Business

Bloomingdale’s to sell big appliances in flagship store

This holiday season, Bloomingdale’s would like to sell you a dishwasher.

In the latest sign that department stores are desperate to redeploy excess floor space, Bloomingdale’s has cut a partnership with LG Electronics to sell refrigerators, washing machines, dishwashers and big-screen TVs at its Midtown Manhattan flagship.

On Monday, Bloomingdale’s is set to reveal a new, 550-square-foot section for appliances on the eighth floor of its store on East 59th Street. Wares on display will include a $7,000 LG fridge whose door becomes transparent when you knock on it twice.

For now, the push into appliances is partly a test, said Dan Leppo, Bloomingdale’s executive vice president and general manager of men’s and home.

“We will explore possibilities of expanding the partnership based on customer response and performance,” Leppo said.

Still, it’s a radical break from Bloomingdale’s history of hawking designer dresses, shoes and handbags. To close watchers of retail, it’s the latest in a continuing saga of oversize department stores grappling with dwindling customer counts.

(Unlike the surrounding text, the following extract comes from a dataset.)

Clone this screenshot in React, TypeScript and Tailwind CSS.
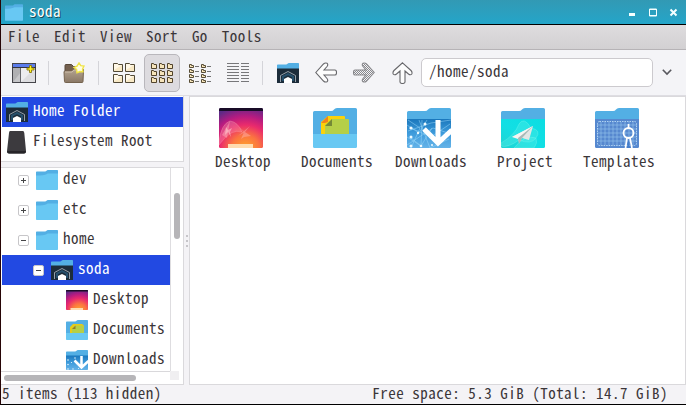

“For Bloomingdale’s this is about driving store traffic,” said Gail Conroy, senior director of home appliances for LG Electronics.

She described the initiative as a “strategic partnership.” Instead of paying rent for its eighth-floor display, LG is providing Bloomingdale’s with large electronic screens at the store’s entrances, according to Conroy.

Increasingly, department store real estate is failing to command a premium.

Bloomingdale’s owner Macy’s lately has begun walling off sections entirely at its less productive stores that are too big for the amount of customer traffic they generate, according to a Wall Street Journal report this week.

Last year, Bloomingdale’s offered a free yoga class in the middle of a sales area on its third floor, with sweaty participants doing the downward dog while surrounded by racks of leggings and sports bras.

Saks Fifth Avenue, meanwhile, has opened a spa on the second floor of its flagship. In an area where women’s evening wear used to hang, customers now can get facials, manicures and laser hair removal, among other services.

JCPenney also has begun stocking its stores with large appliances, in part to grab market share as Sears flails in bankruptcy. Still, experts say the Bloomingdale’s appliance move signals an “anything goes” mentality has begun to grip department stores as they scramble to compete with Amazon and a slew of other competitors online.

“If department stores think there is an opportunity to make more money on something else, they will grab it,” said Craig Johnson of Customer Growth Partners, a Connecticut-based retail consultancy.

LG sees the Bloomingdale’s tie-up as an opportunity to promote its luxury line in a “calm and inviting environment,” Conroy told The Post.

In return, Bloomingdale’s is “providing another interesting experience for its shoppers,” she said.